Quote the data below in full, please, without altering anything.

----

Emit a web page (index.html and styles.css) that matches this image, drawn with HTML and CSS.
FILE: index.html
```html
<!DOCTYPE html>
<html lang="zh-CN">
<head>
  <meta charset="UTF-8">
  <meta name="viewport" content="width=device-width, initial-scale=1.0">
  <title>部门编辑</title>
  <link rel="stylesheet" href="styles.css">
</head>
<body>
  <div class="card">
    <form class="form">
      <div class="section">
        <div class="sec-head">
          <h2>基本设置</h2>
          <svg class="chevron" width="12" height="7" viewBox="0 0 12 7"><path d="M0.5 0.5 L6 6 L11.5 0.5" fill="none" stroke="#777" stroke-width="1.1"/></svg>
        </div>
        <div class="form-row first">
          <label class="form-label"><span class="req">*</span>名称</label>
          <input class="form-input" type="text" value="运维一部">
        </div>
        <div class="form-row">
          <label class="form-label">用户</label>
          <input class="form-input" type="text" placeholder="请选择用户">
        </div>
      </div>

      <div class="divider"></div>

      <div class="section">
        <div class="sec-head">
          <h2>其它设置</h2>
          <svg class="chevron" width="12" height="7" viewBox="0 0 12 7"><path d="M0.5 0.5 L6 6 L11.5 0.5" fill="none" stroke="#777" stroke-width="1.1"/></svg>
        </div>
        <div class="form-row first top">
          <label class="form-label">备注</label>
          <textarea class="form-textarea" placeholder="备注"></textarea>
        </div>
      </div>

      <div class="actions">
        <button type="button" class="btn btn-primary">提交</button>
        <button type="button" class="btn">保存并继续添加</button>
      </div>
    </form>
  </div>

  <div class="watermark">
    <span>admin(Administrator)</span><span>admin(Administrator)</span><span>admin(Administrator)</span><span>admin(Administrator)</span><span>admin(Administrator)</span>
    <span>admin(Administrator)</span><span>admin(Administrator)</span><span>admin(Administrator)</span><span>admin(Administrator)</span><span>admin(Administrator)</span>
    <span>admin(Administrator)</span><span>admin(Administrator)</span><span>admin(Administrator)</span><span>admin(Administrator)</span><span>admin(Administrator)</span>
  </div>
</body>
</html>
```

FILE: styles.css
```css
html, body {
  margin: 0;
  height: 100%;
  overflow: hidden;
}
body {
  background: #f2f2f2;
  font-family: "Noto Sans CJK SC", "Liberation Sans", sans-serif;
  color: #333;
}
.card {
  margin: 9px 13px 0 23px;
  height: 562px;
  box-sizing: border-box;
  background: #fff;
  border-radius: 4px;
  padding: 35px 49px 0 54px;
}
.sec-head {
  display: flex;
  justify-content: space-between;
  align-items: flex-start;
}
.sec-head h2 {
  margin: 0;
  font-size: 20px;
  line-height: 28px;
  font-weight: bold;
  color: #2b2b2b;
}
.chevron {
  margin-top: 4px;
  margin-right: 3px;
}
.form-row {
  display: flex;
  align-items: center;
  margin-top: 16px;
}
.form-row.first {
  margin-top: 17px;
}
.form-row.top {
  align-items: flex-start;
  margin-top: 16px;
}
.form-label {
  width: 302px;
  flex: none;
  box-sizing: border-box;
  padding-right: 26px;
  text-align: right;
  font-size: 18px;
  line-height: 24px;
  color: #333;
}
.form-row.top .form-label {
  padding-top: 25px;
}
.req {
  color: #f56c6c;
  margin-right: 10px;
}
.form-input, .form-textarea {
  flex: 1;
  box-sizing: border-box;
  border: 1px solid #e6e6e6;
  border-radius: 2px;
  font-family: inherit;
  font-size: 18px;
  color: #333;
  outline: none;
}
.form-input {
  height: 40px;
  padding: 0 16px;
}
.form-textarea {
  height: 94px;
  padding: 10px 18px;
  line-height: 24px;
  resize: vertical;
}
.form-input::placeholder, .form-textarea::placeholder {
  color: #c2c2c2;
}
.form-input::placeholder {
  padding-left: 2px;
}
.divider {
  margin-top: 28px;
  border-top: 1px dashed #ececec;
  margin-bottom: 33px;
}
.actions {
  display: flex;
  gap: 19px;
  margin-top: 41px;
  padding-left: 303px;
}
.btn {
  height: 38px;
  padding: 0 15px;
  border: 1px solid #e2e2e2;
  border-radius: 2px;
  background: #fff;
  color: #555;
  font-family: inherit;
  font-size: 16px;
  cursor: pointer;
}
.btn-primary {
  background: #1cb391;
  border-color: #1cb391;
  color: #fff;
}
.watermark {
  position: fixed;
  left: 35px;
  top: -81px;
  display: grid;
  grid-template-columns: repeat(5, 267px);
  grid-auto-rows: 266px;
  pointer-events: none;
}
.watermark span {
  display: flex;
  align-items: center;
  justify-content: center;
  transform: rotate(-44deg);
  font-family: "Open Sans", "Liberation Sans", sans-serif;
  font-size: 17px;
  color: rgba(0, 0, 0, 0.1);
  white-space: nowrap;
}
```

----

Solved problem:
Emit a web page (index.html and styles.css) that matches this image, drawn with HTML and CSS.
FILE: index.html
```html
<!DOCTYPE html>
<html lang="zh-CN">
<head>
  <meta charset="UTF-8">
  <meta name="viewport" content="width=device-width, initial-scale=1.0">
  <title>部门编辑</title>
  <link rel="stylesheet" href="styles.css">
</head>
<body>
  <div class="card">
    <form class="form">
      <div class="section">
        <div class="sec-head">
          <h2>基本设置</h2>
          <svg class="chevron" width="12" height="7" viewBox="0 0 12 7"><path d="M0.5 0.5 L6 6 L11.5 0.5" fill="none" stroke="#777" stroke-width="1.1"/></svg>
        </div>
        <div class="form-row first">
          <label class="form-label"><span class="req">*</span>名称</label>
          <input class="form-input" type="text" value="运维一部">
        </div>
        <div class="form-row">
          <label class="form-label">用户</label>
          <input class="form-input" type="text" placeholder="请选择用户">
        </div>
      </div>

      <div class="divider"></div>

      <div class="section">
        <div class="sec-head">
          <h2>其它设置</h2>
          <svg class="chevron" width="12" height="7" viewBox="0 0 12 7"><path d="M0.5 0.5 L6 6 L11.5 0.5" fill="none" stroke="#777" stroke-width="1.1"/></svg>
        </div>
        <div class="form-row first top">
          <label class="form-label">备注</label>
          <textarea class="form-textarea" placeholder="备注"></textarea>
        </div>
      </div>

      <div class="actions">
        <button type="button" class="btn btn-primary">提交</button>
        <button type="button" class="btn">保存并继续添加</button>
      </div>
    </form>
  </div>

  <div class="watermark">
    <span>admin(Administrator)</span><span>admin(Administrator)</span><span>admin(Administrator)</span><span>admin(Administrator)</span><span>admin(Administrator)</span>
    <span>admin(Administrator)</span><span>admin(Administrator)</span><span>admin(Administrator)</span><span>admin(Administrator)</span><span>admin(Administrator)</span>
    <span>admin(Administrator)</span><span>admin(Administrator)</span><span>admin(Administrator)</span><span>admin(Administrator)</span><span>admin(Administrator)</span>
  </div>
</body>
</html>
```

FILE: styles.css
```css
html, body {
  margin: 0;
  height: 100%;
  overflow: hidden;
}
body {
  background: #f2f2f2;
  font-family: "Noto Sans CJK SC", "Liberation Sans", sans-serif;
  color: #333;
}
.card {
  margin: 9px 13px 0 23px;
  height: 562px;
  box-sizing: border-box;
  background: #fff;
  border-radius: 4px;
  padding: 35px 49px 0 54px;
}
.sec-head {
  display: flex;
  justify-content: space-between;
  align-items: flex-start;
}
.sec-head h2 {
  margin: 0;
  font-size: 20px;
  line-height: 28px;
  font-weight: bold;
  color: #2b2b2b;
}
.chevron {
  margin-top: 4px;
  margin-right: 3px;
}
.form-row {
  display: flex;
  align-items: center;
  margin-top: 16px;
}
.form-row.first {
  margin-top: 17px;
}
.form-row.top {
  align-items: flex-start;
  margin-top: 16px;
}
.form-label {
  width: 302px;
  flex: none;
  box-sizing: border-box;
  padding-right: 26px;
  text-align: right;
  font-size: 18px;
  line-height: 24px;
  color: #333;
}
.form-row.top .form-label {
  padding-top: 25px;
}
.req {
  color: #f56c6c;
  margin-right: 10px;
}
.form-input, .form-textarea {
  flex: 1;
  box-sizing: border-box;
  border: 1px solid #e6e6e6;
  border-radius: 2px;
  font-family: inherit;
  font-size: 18px;
  color: #333;
  outline: none;
}
.form-input {
  height: 40px;
  padding: 0 16px;
}
.form-textarea {
  height: 94px;
  padding: 10px 18px;
  line-height: 24px;
  resize: vertical;
}
.form-input::placeholder, .form-textarea::placeholder {
  color: #c2c2c2;
}
.form-input::placeholder {
  padding-left: 2px;
}
.divider {
  margin-top: 28px;
  border-top: 1px dashed #ececec;
  margin-bottom: 33px;
}
.actions {
  display: flex;
  gap: 19px;
  margin-top: 41px;
  padding-left: 303px;
}
.btn {
  height: 38px;
  padding: 0 15px;
  border: 1px solid #e2e2e2;
  border-radius: 2px;
  background: #fff;
  color: #555;
  font-family: inherit;
  font-size: 16px;
  cursor: pointer;
}
.btn-primary {
  background: #1cb391;
  border-color: #1cb391;
  color: #fff;
}
.watermark {
  position: fixed;
  left: 35px;
  top: -81px;
  display: grid;
  grid-template-columns: repeat(5, 267px);
  grid-auto-rows: 266px;
  pointer-events: none;
}
.watermark span {
  display: flex;
  align-items: center;
  justify-content: center;
  transform: rotate(-44deg);
  font-family: "Open Sans", "Liberation Sans", sans-serif;
  font-size: 17px;
  color: rgba(0, 0, 0, 0.1);
  white-space: nowrap;
}
```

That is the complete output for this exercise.